Après Inès M., une pédiatre tunisienne de 36 ans, qui se retrouve dans une situation délicate en France, de nombreux autres praticiens médicaux (PADHUE), principalement d’origine maghrébine, sont également menacés d’expulsion du pays.
La crise sanitaire a révélé la précarité des milliers de médecins titulaires d’un diplôme hors Union européenne (PADHUE) travaillant dans les hôpitaux français pour des salaires insuffisants. La procédure de régularisation, initiée en 2019, prend fin le 30 avril, laissant de nombreux praticiens envisager de quitter le pays.
Tarek C., un pharmacien biologiste algérien de 31 ans, témoigne de son avenir professionnel incertain après avoir travaillé à l’hôpital de la Pitié-Salpêtrière à Paris. Comme Tarek, de nombreux médecins étrangers ont travaillé en première ligne pendant la pandémie de Covid-19, certains y laissant leur vie.
Tarek C. se souvient : « Certains de mes collègues sont décédés pendant cette période là ».
Tarek C. se désole : « On va se retrouver avec un personnel qualifié, recommandé par les chefs de service, mais au chômage alors qu’il y a un besoin énorme dans le secteur de la santé avec des services d’hôpitaux qui ferment. C’est une aberration ».
Tarek C.
Aujourd’hui, les médecins étrangers continuent d’occuper des postes essentiels dans les hôpitaux français. Par exemple, à l’hôpital Delafontaine de Saint-Denis, les deux tiers des médecins des urgences sont des PADHUE. Les postes vacants de praticiens titulaires dans les services d’urgence, de gériatrie et de psychiatrie sont estimés à 30%, délaissés par les médecins français.
Cependant, le sort des PADHUE reste en suspens. À partir du 30 avril, ceux qui n’ont pas entamé ou obtenu une procédure d’autorisation d’exercice (PAE) pour faire reconnaître leur diplôme ne pourront plus travailler dans les hôpitaux français. Parmi les 23 000 médecins PADHUE en France, plusieurs milliers sont menacés.
Pour certains l’emplois du chargé est la principale cause pour laquelle ils ne parviennent pas à faire l’équivalence de leur diplôme.

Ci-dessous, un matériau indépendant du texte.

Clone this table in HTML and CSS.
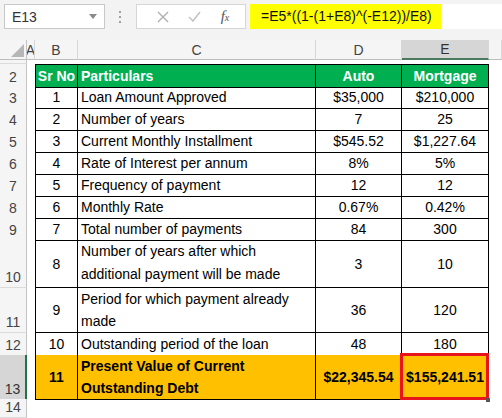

Azouaou Ait Hamou, psychiatre algérien : « On fait 8 à 9 gardes par mois, on travaille jusqu’à 12 heures par jour, comment voulez-vous qu’on ait le temps de préparer ce concours ?« .
Obtenir une PAE est un parcours difficile, avec des examens de validation des connaissances (EVC) et des places limitées. Les PADHUE sont souvent sous-payés et rencontrent des difficultés pour renouveler leur titre de séjour. Certains sont même menacés d’expulsion.
En 2019, le gouvernement français a lancé une procédure de régularisation, appelée « Stock », qui se termine le 30 avril 2023. Environ 3 500 médecins étrangers ont déposé un dossier, espérant mettre fin à leurs difficultés administratives. Cependant, les critères de cette procédure excluent les médecins arrivés pendant la crise sanitaire.
Pour aider les médecins concernés, l’association IPADECC a été créée en janvier dernier, défendant leurs droits et revendiquant 550 adhérents. Le gouvernement français envisage la création d’une carte de séjour spéciale « talent-professions médicales et de la pharmacie » dans le cadre de son projet de loi sur l’immigration prévu pour 2023.
En attendant, de nombreux médecins étrangers renoncent à faire reconnaître leur diplôme et envisagent de partir vers d’autres pays européens, tels que l’Allemagne et la Suisse, où les procédures d’intégration sont plus souples.
« Mon dossier a été accepté en Suisse, donc il ne me plus qu’à postuler dans les hôpitaux. On réfléchit encore avec ma compagne, mais si ça ne bouge pas d’ici là, on partira. » a martelé Abdelhalim M.